Tanquerel (Traite des Maladies de Plomb, Paris, 1839) and Burton ("Medico-Chirurgical Transactions," 1840) were the first to describe as common in plumbism a dark blue or gray line along the free edge of the gum, together with a brownish coloration of the teeth. Though a valuable sign, and often present, it is not always so, nor does it necessarily imply saturation of the system with the mineral; it varies in its time of appearance according to the dose, but has been seen within twenty-four hours of administration of one large quantity (Burton): 20 to 30 gr., in divided doses, may develop it, and when once seen it is very persistent; similar colored patches may often be found on the buccal mucous membrane. The coloring depends on formation and deposition of lead sulphide from the sulphuretted hydrogen evolved from particles of food left about the teeth (Tomes), and by perfect cleanliness it may be prevented. According to Dr. Hilton Fagge, it is distributed in rounded loops corresponding with vascular papillae of mucous membrane, and depends on small pigmented granules, some of which are external to, others within the small vessels.

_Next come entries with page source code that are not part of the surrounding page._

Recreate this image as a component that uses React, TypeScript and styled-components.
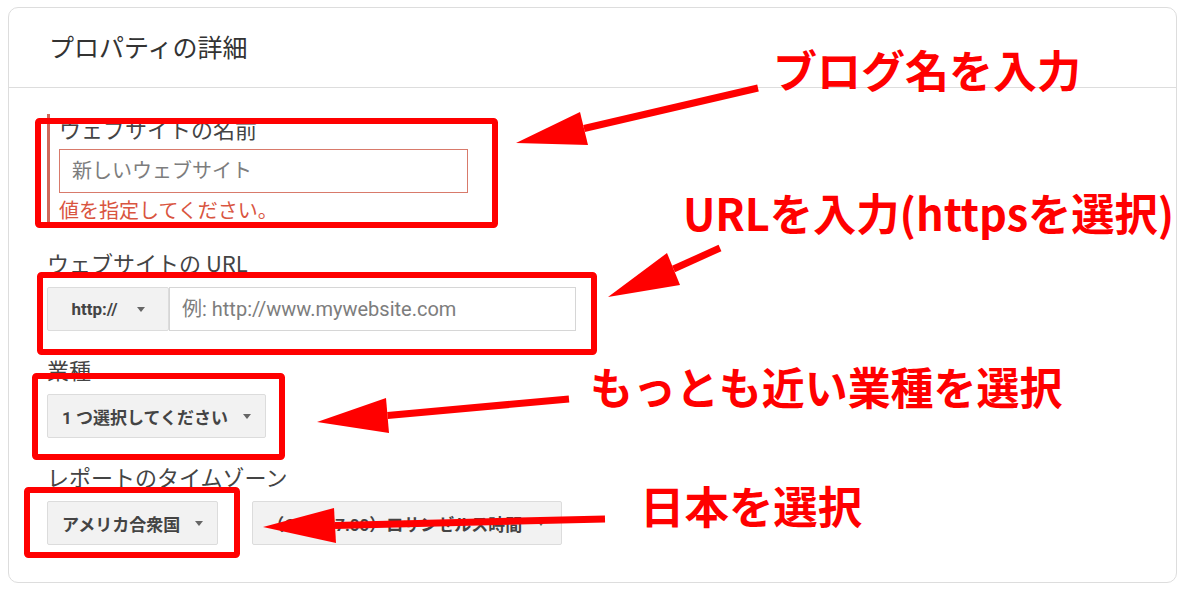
import React from "react";
import styled, { createGlobalStyle } from "styled-components";

const GlobalStyle = createGlobalStyle`
  html, body { margin: 0; padding: 0; background: #ffffff; }
  body {
    font-family: Roboto, "Noto Sans CJK JP", "Noto Sans", sans-serif;
    color: #333333;
  }
  * { box-sizing: border-box; }
`;

const Page = styled.div`
  position: relative;
  width: 1200px;
  height: 593px;
  padding: 7px 23px 10px 8px;
  overflow: hidden;
`;

const Card = styled.section`
  width: 1169px;
  height: 576px;
  border: 1px solid #dddddd;
  border-radius: 10px;
  background: #ffffff;
  display: flex;
  flex-direction: column;
`;

const CardHeader = styled.header`
  height: 80px;
  border-bottom: 1px solid #dddddd;
  display: flex;
  align-items: center;
  padding: 0 0 4px 40px;
`;

const Title = styled.h2`
  margin: 0;
  font-size: 25px;
  font-weight: 400;
  color: #333333;
  font-family: "Noto Sans CJK JP", Roboto, sans-serif;
`;

const CardBody = styled.div`
  display: flex;
  flex-direction: column;
  gap: 24px;
  padding: 26px 0 0 38px;
`;

const Field = styled.div<{ $error?: boolean }>`
  display: flex;
  flex-direction: column;
  align-items: flex-start;
  border-left: ${(p) => (p.$error ? "3px solid #cf6a5b" : "none")};
  padding-left: ${(p) => (p.$error ? "9px" : "0")};
`;

const Label = styled.label<{ $tight?: boolean }>`
  font-family: "Noto Sans CJK JP", Roboto, sans-serif;
  font-size: 22px;
  line-height: 28px;
  color: #444444;
  margin-bottom: ${(p) => (p.$tight ? "7px" : "11px")};
`;

const TextInput = styled.input<{ $width: number; $error?: boolean }>`
  width: ${(p) => p.$width}px;
  height: 44px;
  border: 1px solid ${(p) => (p.$error ? "#d87a6b" : "#d6d6d6")};
  border-radius: 0;
  padding: 0 12px;
  font-family: Roboto, "Noto Sans CJK JP", sans-serif;
  font-size: 20px;
  color: #333333;
  background: #ffffff;
  outline: none;
  &::placeholder {
    color: #7d7d7d;
  }
`;

const ErrorText = styled.div`
  margin-top: 3px;
  font-family: "Noto Sans CJK JP", Roboto, sans-serif;
  font-size: 20px;
  line-height: 28px;
  color: #d9553f;
`;

const InputGroup = styled.div`
  display: flex;
  align-items: stretch;
`;

const Row = styled.div`
  display: flex;
  align-items: center;
  gap: 34px;
`;

const SelectButton = styled.button<{ $width?: number; $center?: boolean }>`
  display: inline-flex;
  align-items: center;
  justify-content: ${(p) => (p.$center ? "center" : "flex-start")};
  gap: ${(p) => (p.$center ? "19px" : "15px")};
  height: 44px;
  width: ${(p) => (p.$width ? `${p.$width}px` : "auto")};
  padding: 0 ${(p) => (p.$center ? "0" : "14px")} 0 ${(p) => (p.$center ? "0" : "14px")};
  background: #f2f2f2;
  border: 1px solid #dcdcdc;
  border-radius: 2px;
  font-family: Roboto, "Noto Sans CJK JP", sans-serif;
  font-size: 17px;
  font-weight: 700;
  color: #444444;
  cursor: pointer;
`;

const Caret = styled.span`
  display: inline-block;
  width: 0;
  height: 0;
  border-left: 4.5px solid transparent;
  border-right: 4.5px solid transparent;
  border-top: 5px solid #666666;
`;

const Overlay = styled.svg`
  position: absolute;
  left: 0;
  top: 0;
  pointer-events: none;
`;

const Note = styled.span<{ $squeeze?: number }>`
  position: absolute;
  font-family: "Noto Sans CJK JP", sans-serif;
  font-weight: 700;
  font-size: 44px;
  line-height: 1;
  color: #ff0000;
  white-space: nowrap;
  transform-origin: left center;
  transform: scaleX(${(p) => p.$squeeze ?? 1});
`;

type Box = { x: number; y: number; w: number; h: number };
type Arrow = { tail: [number, number]; tip: [number, number]; b1: [number, number]; b2: [number, number] };

const boxes: Box[] = [
  { x: 38, y: 121, w: 457, h: 104 },
  { x: 40, y: 275, w: 554, h: 77 },
  { x: 35, y: 376, w: 247, h: 81 },
  { x: 27, y: 490, w: 210, h: 65 },
];

const arrows: Arrow[] = [
  { tail: [758, 88], tip: [516, 143], b1: [580, 112], b2: [588, 145] },
  { tail: [720, 248], tip: [608, 297], b1: [667, 253], b2: [680, 285] },
  { tail: [569, 399], tip: [317, 422], b1: [386, 398], b2: [389, 433] },
  { tail: [605, 519], tip: [263, 527], b1: [334, 508], b2: [336, 543] },
];

const notes = [
  { text: "ブログ名を入力", left: 773, top: 47, squeeze: 1 },
  { text: "URLを入力(httpsを選択)", left: 683, top: 190, squeeze: 0.983 },
  { text: "もっとも近い業種を選択", left: 590, top: 364, squeeze: 0.976 },
  { text: "日本を選択", left: 640, top: 483, squeeze: 1.01 },
];

export default function App() {
  return (
    <>
      <GlobalStyle />
      <Page>
        <Card>
          <CardHeader>
            <Title>プロパティの詳細</Title>
          </CardHeader>
          <CardBody>
            <Field $error>
              <Label $tight>ウェブサイトの名前</Label>
              <TextInput $width={409} $error placeholder="新しいウェブサイト" />
              <ErrorText>値を指定してください。</ErrorText>
            </Field>
            <Field>
              <Label>ウェブサイトの URL</Label>
              <InputGroup>
                <SelectButton $width={122} $center>
                  http://
                  <Caret />
                </SelectButton>
                <TextInput $width={407} placeholder="例: http://www.mywebsite.com" />
              </InputGroup>
            </Field>
            <Field>
              <Label>業種</Label>
              <SelectButton>
                1 つ選択してください
                <Caret />
              </SelectButton>
            </Field>
            <Field>
              <Label>レポートのタイムゾーン</Label>
              <Row>
                <SelectButton>
                  アメリカ合衆国
                  <Caret />
                </SelectButton>
                <SelectButton $width={310}>
                  （GMT-07:00）ロサンゼルス時間
                  <Caret />
                </SelectButton>
              </Row>
            </Field>
          </CardBody>
        </Card>

        <Overlay width={1200} height={593} viewBox="0 0 1200 593">
          {boxes.map((b, i) => (
            <rect
              key={i}
              x={b.x}
              y={b.y}
              width={b.w}
              height={b.h}
              fill="none"
              stroke="#ff0000"
              strokeWidth={6}
              rx={1.5}
            />
          ))}
          {arrows.map((a, i) => {
            const cx = (a.b1[0] + a.b2[0]) / 2;
            const cy = (a.b1[1] + a.b2[1]) / 2;
            return (
              <g key={i} fill="#ff0000">
                <line x1={a.tail[0]} y1={a.tail[1]} x2={cx} y2={cy} stroke="#ff0000" strokeWidth={7} />
                <polygon points={`${a.tip[0]},${a.tip[1]} ${a.b1[0]},${a.b1[1]} ${a.b2[0]},${a.b2[1]}`} />
              </g>
            );
          })}
        </Overlay>

        {notes.map((n) => (
          <Note key={n.text} $squeeze={n.squeeze} style={{ left: n.left, top: n.top }}>
            {n.text}
          </Note>
        ))}
      </Page>
    </>
  );
}
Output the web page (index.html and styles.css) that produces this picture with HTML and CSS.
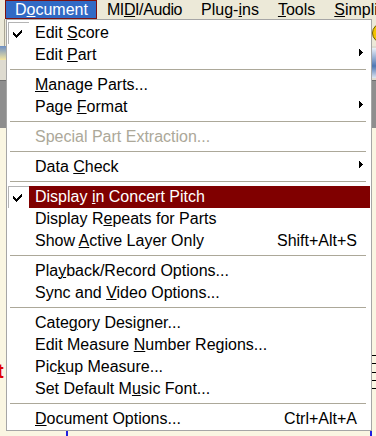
FILE: index.html
```html
<!DOCTYPE html>
<html lang="en">
<head>
  <meta charset="UTF-8" />
  <title>Document menu</title>
  <link rel="stylesheet" href="styles.css">
</head>
<body>
  <div class="app">
    <div class="menubar">
      <span class="mb-item active">D<u>o</u>cument</span>
      <span class="mb-item midi">MI<u>D</u>I/Audio</span>
      <span class="mb-item">Plug-<u>i</u>ns</span>
      <span class="mb-item"><u>T</u>ools</span>
      <span class="mb-item"><u>S</u>implify</span>
    </div>

    <div class="workspace">
      <div class="tools1"><span class="face"></span></div>
      <div class="tools2"><span class="tb-bit"></span><span class="tb-icon"></span></div>
      <div class="palette"></div>
      <div class="score">
        <span class="red-t">t</span>
        <div class="staff"><i></i><i></i><i></i><i></i><i></i></div>
        <span class="page-line left"></span>
        <span class="page-line right"></span>
      </div>
    </div>

    <div class="menu">
      <div class="row">
        <span class="check on"><svg width="9" height="8" viewBox="0 0 9 8" shape-rendering="crispEdges"><path d="M8 0h1v1h-1z M7 1h2v1h-2z M0 2h1v1h-1z M6 2h3v1h-3z M0 3h2v1h-2z M5 3h3v1h-3z M0 4h3v1h-3z M4 4h3v1h-3z M1 5h5v1h-5z M2 6h3v1h-3z M3 7h1v1h-1z"/></svg></span>
        <span class="body"><span class="label">Edit <u>S</u>core</span></span>
      </div>
      <div class="row">
        <span class="check"></span>
        <span class="body"><span class="label">Edit <u>P</u>art</span><svg class="arrow" width="4" height="7" viewBox="0 0 4 7" shape-rendering="crispEdges"><path d="M0 0h1v7h-1z M1 1h1v5h-1z M2 2h1v3h-1z M3 3h1v1h-1z"/></svg></span>
      </div>
      <div class="sep"></div>
      <div class="row">
        <span class="check"></span>
        <span class="body"><span class="label"><u>M</u>anage Parts...</span></span>
      </div>
      <div class="row">
        <span class="check"></span>
        <span class="body"><span class="label">Page <u>F</u>ormat</span><svg class="arrow" width="4" height="7" viewBox="0 0 4 7" shape-rendering="crispEdges"><path d="M0 0h1v7h-1z M1 1h1v5h-1z M2 2h1v3h-1z M3 3h1v1h-1z"/></svg></span>
      </div>
      <div class="sep"></div>
      <div class="row off">
        <span class="check"></span>
        <span class="body"><span class="label">Special Part Extraction...</span></span>
      </div>
      <div class="sep"></div>
      <div class="row">
        <span class="check"></span>
        <span class="body"><span class="label">Data <u>C</u>heck</span><svg class="arrow" width="4" height="7" viewBox="0 0 4 7" shape-rendering="crispEdges"><path d="M0 0h1v7h-1z M1 1h1v5h-1z M2 2h1v3h-1z M3 3h1v1h-1z"/></svg></span>
      </div>
      <div class="sep"></div>
      <div class="row hot">
        <span class="check on"><svg width="9" height="8" viewBox="0 0 9 8" shape-rendering="crispEdges"><path d="M8 0h1v1h-1z M7 1h2v1h-2z M0 2h1v1h-1z M6 2h3v1h-3z M0 3h2v1h-2z M5 3h3v1h-3z M0 4h3v1h-3z M4 4h3v1h-3z M1 5h5v1h-5z M2 6h3v1h-3z M3 7h1v1h-1z"/></svg></span>
        <span class="body"><span class="label">Display <u>i</u>n Concert Pitch</span></span>
      </div>
      <div class="row">
        <span class="check"></span>
        <span class="body"><span class="label">Display R<u>e</u>peats for Parts</span></span>
      </div>
      <div class="row">
        <span class="check"></span>
        <span class="body"><span class="label">Show <u>A</u>ctive Layer Only</span><span class="key">Shift+Alt+S</span></span>
      </div>
      <div class="sep"></div>
      <div class="row">
        <span class="check"></span>
        <span class="body"><span class="label">Pla<u>y</u>back/Record Options...</span></span>
      </div>
      <div class="row">
        <span class="check"></span>
        <span class="body"><span class="label">Sync and <u>V</u>ideo Options...</span></span>
      </div>
      <div class="sep"></div>
      <div class="row">
        <span class="check"></span>
        <span class="body"><span class="label">Cate<u>g</u>ory Designer...</span></span>
      </div>
      <div class="row">
        <span class="check"></span>
        <span class="body"><span class="label">Edit Measure <u>N</u>umber Regions...</span></span>
      </div>
      <div class="row">
        <span class="check"></span>
        <span class="body"><span class="label">Pic<u>k</u>up Measure...</span></span>
      </div>
      <div class="row">
        <span class="check"></span>
        <span class="body"><span class="label">Set Default M<u>u</u>sic Font...</span></span>
      </div>
      <div class="sep"></div>
      <div class="row">
        <span class="check"></span>
        <span class="body"><span class="label"><u>D</u>ocument Options...</span><span class="key">Ctrl+Alt+A</span></span>
      </div>
    </div>
  </div>
</body>
</html>
```

FILE: styles.css
```css
* {
  box-sizing: border-box;
}
body {
  margin: 0;
  font-family: "Liberation Sans", Arial, sans-serif;
  font-size: 16px;
  color: #000;
}
u {
  text-decoration: underline;
  text-decoration-thickness: 1px;
  text-underline-offset: 1px;
}

.app {
  position: relative;
  width: 376px;
  height: 436px;
  overflow: hidden;
  display: flex;
  flex-direction: column;
  background: #faf6e2;
}

/* menu bar */
.menubar {
  height: 19px;
  display: flex;
  padding-left: 5px;
  background: #ece9d8;
  white-space: nowrap;
}
.mb-item {
  height: 19px;
  line-height: 17px;
  padding: 0 8px 0 9px;
  border: 1px solid transparent;
}
.mb-item.active {
  background: #316ac5;
  border-color: #7b1010;
  color: #fff;
}
.mb-item.midi {
  letter-spacing: -0.4px;
}

/* what is behind the menu */
.workspace {
  flex: 1;
  display: flex;
  flex-direction: column;
}
.tools1 {
  height: 27px;
  display: flex;
  justify-content: flex-end;
  align-items: center;
  background: #ece9d8;
  border-left: 4px solid #ece9d8;
  box-shadow: inset 5px 0 0 -4px #a9a594;
}
.face {
  width: 20px;
  height: 20px;
  margin-right: -16px;
  border-radius: 50%;
  background: #f2c500;
  border: 1px solid #6b5a00;
}
.tools2 {
  height: 34px;
  display: flex;
  justify-content: space-between;
  align-items: flex-start;
  background: #dedbd0;
}
.tb-bit {
  width: 6px;
  height: 14px;
  background: linear-gradient(#6d8fc4, #f5e6a0);
}
.tb-icon {
  width: 6px;
  height: 30px;
  margin-top: 2px;
  background: linear-gradient(#eaf0f8, #4f77b3 60%, #dde5f0);
}
.palette {
  height: 48px;
  background: #8e8e8e;
  border-top: 1px solid #6e6e6e;
}
.score {
  flex: 1;
  position: relative;
}
.red-t {
  position: absolute;
  left: -3px;
  top: 232px;
  color: #e00000;
  font-size: 20px;
  font-weight: bold;
}
.staff {
  position: absolute;
  left: 360px;
  top: 227px;
  width: 20px;
  display: flex;
  flex-direction: column;
  gap: 7.3px;
}
.staff i {
  height: 1px;
  background: #000;
}
.page-line {
  position: absolute;
  bottom: 0;
  width: 2px;
  height: 8px;
  background: #2020e0;
}
.page-line.left {
  left: 66px;
}
.page-line.right {
  left: 370px;
}

/* dropdown */
.menu {
  position: absolute;
  left: 6px;
  top: 19px;
  width: 366px;
  padding-top: 2px;
  background: #fff;
  border: 1px solid #a6a6a6;
}
.row {
  display: flex;
  height: 22px;
  margin: 0 1px;
}
.check {
  width: 21px;
  height: 22px;
  display: flex;
  align-items: center;
  padding-left: 5px;
}
.check.on {
  border-top: 1px solid #b4b4b4;
  border-left: 1px solid #b4b4b4;
  padding-left: 4px;
}
.body {
  flex: 1;
  display: flex;
  align-items: center;
  padding: 0 7px 0 6px;
  line-height: 22px;
  white-space: nowrap;
}
.label {
  flex: 1;
}
.key {
  margin-right: 6px;
}
.arrow {
  align-self: flex-start;
  margin-top: 5px;
}
.row.hot .body {
  background: #800000;
  color: #fff;
}
.row.off {
  color: #aca899;
}
.sep {
  height: 1px;
  margin: 3px 5px 4px 3px;
  background: #aca899;
}
```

He concludes that the gas from food-particles diffuses into the gum-textures, and then combines with lead circulating in blood or plasma, so that particles of lead sulphide are really precipitated - a similar condition may be present in the intestinal membrane. Iodide of potassium sometimes induces its rapid development (Lancet, i., 1876, p. 709).
We cannot so readily explain the pathology of the colic. It is in part dependent on constipation, or accumulated mucus within the canal, for it is relieved when purgation is secured; yet Briquet claims to have relieved more quickly by faradaism of the abdominal wall without any aperient effect. It is dependent partly also on irregular muscular contraction of the intestinal tube, following on partial paralysis and spasmodic peristalsis; other characters again show it connected with an enteric neuralgia (v. p. 254).
In acute poisoning, the gastro-intestinal mucous membrane has been found coated with a whitish-gray layer of coagulated mucus containing the poison, and there have been patches of abrasion, congestion, or inflammation. In chronic cases the membrane is congested, softened, and discolored, the walls are thickened, and the canal irregularly contracted; sometimes intussusceptions are found; the coils of intestine are closely packed together. In chronic plumbism, emaciation is notable, especially about the face.